▶ WHAT NEEDS TO BE DONE:
Sort through the entries below and pull out lines containing the word "Write".

>> start SUPPLIED MATERIAL

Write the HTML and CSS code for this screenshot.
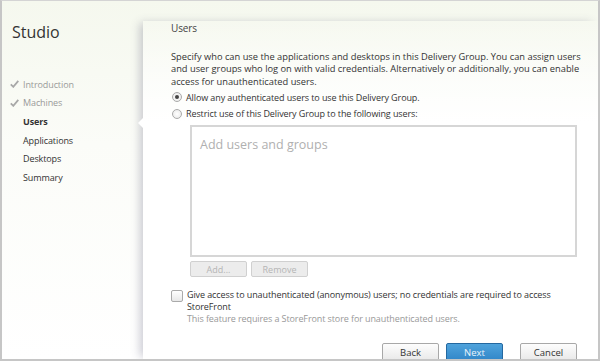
FILE: index.html
```html
<!DOCTYPE html>
<html lang="en">
<head>
  <meta charset="UTF-8" />
  <title>Studio - Users</title>
  <link rel="stylesheet" href="styles.css">
</head>
<body>

  <div class="window">
    <aside class="sidebar">
      <div class="brand">Studio</div>
      <ul class="steps">
        <li class="step done">
          <svg class="tick" width="9" height="8" viewBox="0 0 9 8"><path d="M0.8 4.3 L3.3 6.8 L8.3 0.9" fill="none" stroke="#a8a8a8" stroke-width="1.8"/></svg>
          Introduction
        </li>
        <li class="step done">
          <svg class="tick" width="9" height="8" viewBox="0 0 9 8"><path d="M0.8 4.3 L3.3 6.8 L8.3 0.9" fill="none" stroke="#a8a8a8" stroke-width="1.8"/></svg>
          Machines
        </li>
        <li class="step current"><span class="tick"></span>Users</li>
        <li class="step"><span class="tick"></span>Applications</li>
        <li class="step"><span class="tick"></span>Desktops</li>
        <li class="step"><span class="tick"></span>Summary</li>
      </ul>
    </aside>

    <main class="panel">
      <div class="notch"></div>

      <h1 class="title">Users</h1>
      <p class="intro">
        Specify who can use the applications and desktops in this Delivery Group. You can assign users
        and user groups who log on with valid credentials. Alternatively or additionally, you can enable
        access for unauthenticated users.
      </p>

      <label class="option first">
        <span class="radio checked"></span>
        Allow any authenticated users to use this Delivery Group.
      </label>
      <label class="option">
        <span class="radio"></span>
        Restrict use of this Delivery Group to the following users:
      </label>

      <div class="user-list">Add users and groups</div>
      <div class="list-actions">
        <button class="btn-small">Add...</button>
        <button class="btn-small">Remove</button>
      </div>

      <div class="anon">
        <span class="checkbox"></span>
        <div class="anon-text">
          Give access to unauthenticated (anonymous) users; no credentials are required to access<br />
          StoreFront
          <div class="note">This feature requires a StoreFront store for unauthenticated users.</div>
        </div>
      </div>

      <div class="footer">
        <button class="btn">Back</button>
        <button class="btn primary">Next</button>
        <button class="btn cancel">Cancel</button>
      </div>
    </main>
  </div>

</body>
</html>
```

FILE: styles.css
```css
body {
  margin: 0;
  padding: 0;
  font-family: 'Open Sans', 'Noto Sans', sans-serif;
  color: #333;
}

.window {
  width: 600px;
  height: 361px;
  box-sizing: border-box;
  border: 2px solid #c6c6c6;
  border-top: 1px solid #d4d4d4;
  background: linear-gradient(to bottom, #f5f8ee, #fbfcf8 40%, #fff);
  display: flex;
  overflow: hidden;
}

.sidebar {
  width: 141px;
  flex-shrink: 0;
  padding-top: 21px;
}

.brand {
  padding-left: 10px;
  font-size: 16px;
  line-height: 20px;
  color: #333;
}

.steps {
  list-style: none;
  margin: 33px 0 0;
  padding: 0;
}

.step {
  display: flex;
  align-items: center;
  height: 18.6px;
  font-size: 9px;
  letter-spacing: -0.1px;
  color: #333;
}

.step .tick {
  width: 9px;
  margin: 0 4px 0 8px;
}

.step.done {
  color: #9a9a9a;
}

.step.current {
  font-weight: bold;
}

.panel {
  flex: 1;
  position: relative;
  margin-top: 20px;
  padding: 0 21px 0 28px;
  box-shadow: -5px 0 9px -2px rgba(70, 70, 100, 0.28);
  background: linear-gradient(to bottom, rgba(255,255,255,0), #fff 30%);
  font-size: 9px;
  letter-spacing: -0.1px;
}

.notch {
  position: absolute;
  left: -5px;
  top: 97px;
  width: 0;
  height: 0;
  border-top: 5px solid transparent;
  border-bottom: 5px solid transparent;
  border-right: 5px solid #fff;
}

.title {
  margin: 0;
  font-size: 10px;
  font-weight: normal;
  line-height: 14px;
  color: #444;
}

.intro {
  margin: 16px -22px 0 0;
  font-size: 9.3px;
  letter-spacing: 0;
  line-height: 12.4px;
}

.option {
  display: flex;
  align-items: center;
  height: 16.5px;
}

.option.first {
  margin-top: 1px;
}

.radio {
  width: 8px;
  height: 8px;
  margin: 0 4px 0 1px;
  border: 1px solid #aaa;
  border-radius: 50%;
  background: radial-gradient(#fff, #e6e6e6);
  position: relative;
}

.radio.checked::after {
  content: "";
  position: absolute;
  left: 2px;
  top: 2px;
  width: 4px;
  height: 4px;
  border-radius: 50%;
  background: #444;
}

.user-list {
  margin: 3px 0 0 19px;
  border: 2px solid #d6d6d6;
  padding: 9px 8px;
  box-sizing: border-box;
  height: 132px;
  font-size: 12.5px;
  letter-spacing: 0;
  color: #b0b0b0;
  background: rgba(255, 255, 255, 0.6);
}

.list-actions {
  display: flex;
  gap: 4px;
  margin: 4px 0 0 19px;
}

.btn-small {
  width: 57px;
  height: 16px;
  padding: 0;
  font-family: inherit;
  font-size: 9px;
  color: #b5b5b5;
  background: #ececec;
  border: 1px solid #d0d0d0;
  border-radius: 2px;
}

.anon {
  display: flex;
  margin-top: 12px;
}

.checkbox {
  width: 10px;
  height: 10px;
  margin: 1px 4px 0 0;
  flex-shrink: 0;
  border: 1px solid #aaa;
  border-radius: 2px;
  background: linear-gradient(#fff, #e8e8e8);
}

.anon-text {
  line-height: 12px;
}

.note {
  color: #999;
}

.footer {
  display: flex;
  justify-content: flex-end;
  margin-top: 18px;
}

.btn {
  width: 57px;
  height: 22px;
  padding: 0 0 4px;
  font-family: inherit;
  font-size: 9.5px;
  color: #333;
  border: 1px solid #a8a8a8;
  border-radius: 2px;
  background: linear-gradient(#fdfdfd, #e4e4e4);
}

.btn.primary {
  margin-left: 7px;
  color: #e8f3fb;
  border-color: #2468a0;
  background: linear-gradient(#4fa3dc, #2b80c4);
}

.btn.cancel {
  margin-left: 17px;
}
```
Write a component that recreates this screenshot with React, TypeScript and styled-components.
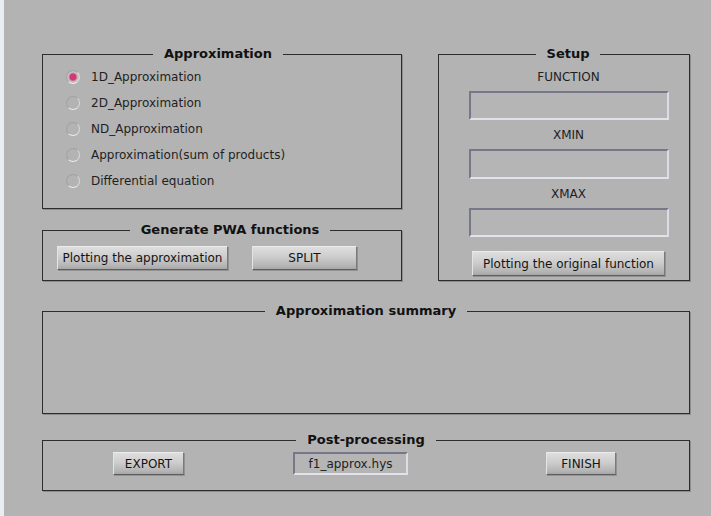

>> end SUPPLIED MATERIAL

▶ FINISHED ANSWER:
Write the HTML and CSS code for this screenshot.
Write a component that recreates this screenshot with React, TypeScript and styled-components.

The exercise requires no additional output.